» **PROBLEM REQUIREMENTS**: With the images removed, repeat the data below exactly.
****************************************
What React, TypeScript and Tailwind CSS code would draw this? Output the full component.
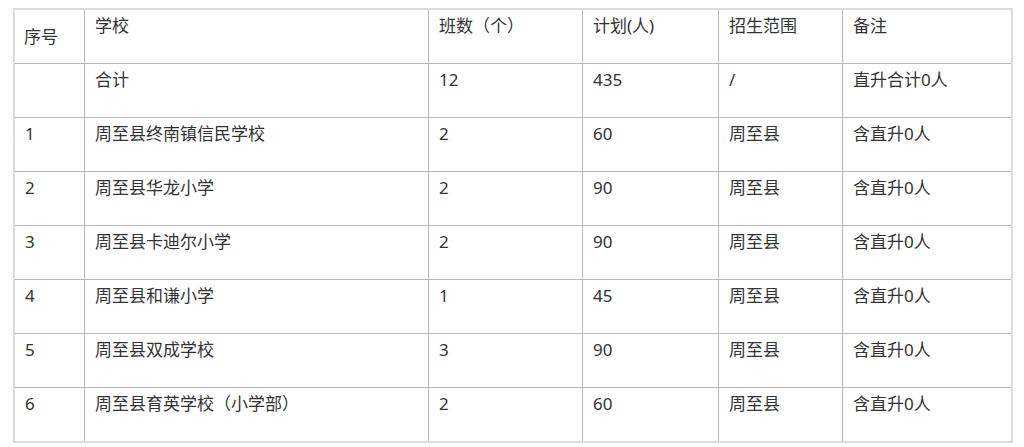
import React from "react";

const rows: string[][] = [
  ["", "合计", "12", "435", "/", "直升合计0人"],
  ["1", "周至县终南镇信民学校", "2", "60", "周至县", "含直升0人"],
  ["2", "周至县华龙小学", "2", "90", "周至县", "含直升0人"],
  ["3", "周至县卡迪尔小学", "2", "90", "周至县", "含直升0人"],
  ["4", "周至县和谦小学", "1", "45", "周至县", "含直升0人"],
  ["5", "周至县双成学校", "3", "90", "周至县", "含直升0人"],
  ["6", "周至县育英学校（小学部）", "2", "60", "周至县", "含直升0人"],
];

const header = ["序号", "学校", "班数（个）", "计划(人)", "招生范围", "备注"];

export default function App() {
  return (
    <div
      className="w-[1024px] h-[447px] bg-white pt-[8px] pl-[13px] text-[#333333] text-[17px] leading-6"
      style={{ fontFamily: '"Noto Sans", "Noto Sans CJK SC", sans-serif' }}
    >
      <div className="w-[1000px] border-2 border-[#dcdcdc] bg-[#b9b9b9] grid grid-cols-[69px_343px_153px_135px_123px_168px] auto-rows-[53px] gap-px">
        {header.map((h, i) => (
          <div
            key={i}
            className={
              i === 0
                ? "bg-white px-[9px] flex items-center"
                : "bg-white px-[10px] pt-[4px]"
            }
          >
            {h}
          </div>
        ))}
        {rows.map((r, ri) =>
          r.map((c, ci) => (
            <div key={`${ri}-${ci}`} className="bg-white px-[10px] pt-[4px]">
              {c}
            </div>
          ))
        )}
      </div>
    </div>
  );
}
****************************************
» **RESPONSE TO THIS EXERCISE**:
What React, TypeScript and Tailwind CSS code would draw this? Output the full component.
import React from "react";

const rows: string[][] = [
  ["", "合计", "12", "435", "/", "直升合计0人"],
  ["1", "周至县终南镇信民学校", "2", "60", "周至县", "含直升0人"],
  ["2", "周至县华龙小学", "2", "90", "周至县", "含直升0人"],
  ["3", "周至县卡迪尔小学", "2", "90", "周至县", "含直升0人"],
  ["4", "周至县和谦小学", "1", "45", "周至县", "含直升0人"],
  ["5", "周至县双成学校", "3", "90", "周至县", "含直升0人"],
  ["6", "周至县育英学校（小学部）", "2", "60", "周至县", "含直升0人"],
];

const header = ["序号", "学校", "班数（个）", "计划(人)", "招生范围", "备注"];

export default function App() {
  return (
    <div
      className="w-[1024px] h-[447px] bg-white pt-[8px] pl-[13px] text-[#333333] text-[17px] leading-6"
      style={{ fontFamily: '"Noto Sans", "Noto Sans CJK SC", sans-serif' }}
    >
      <div className="w-[1000px] border-2 border-[#dcdcdc] bg-[#b9b9b9] grid grid-cols-[69px_343px_153px_135px_123px_168px] auto-rows-[53px] gap-px">
        {header.map((h, i) => (
          <div
            key={i}
            className={
              i === 0
                ? "bg-white px-[9px] flex items-center"
                : "bg-white px-[10px] pt-[4px]"
            }
          >
            {h}
          </div>
        ))}
        {rows.map((r, ri) =>
          r.map((c, ci) => (
            <div key={`${ri}-${ci}`} className="bg-white px-[10px] pt-[4px]">
              {c}
            </div>
          ))
        )}
      </div>
    </div>
  );
}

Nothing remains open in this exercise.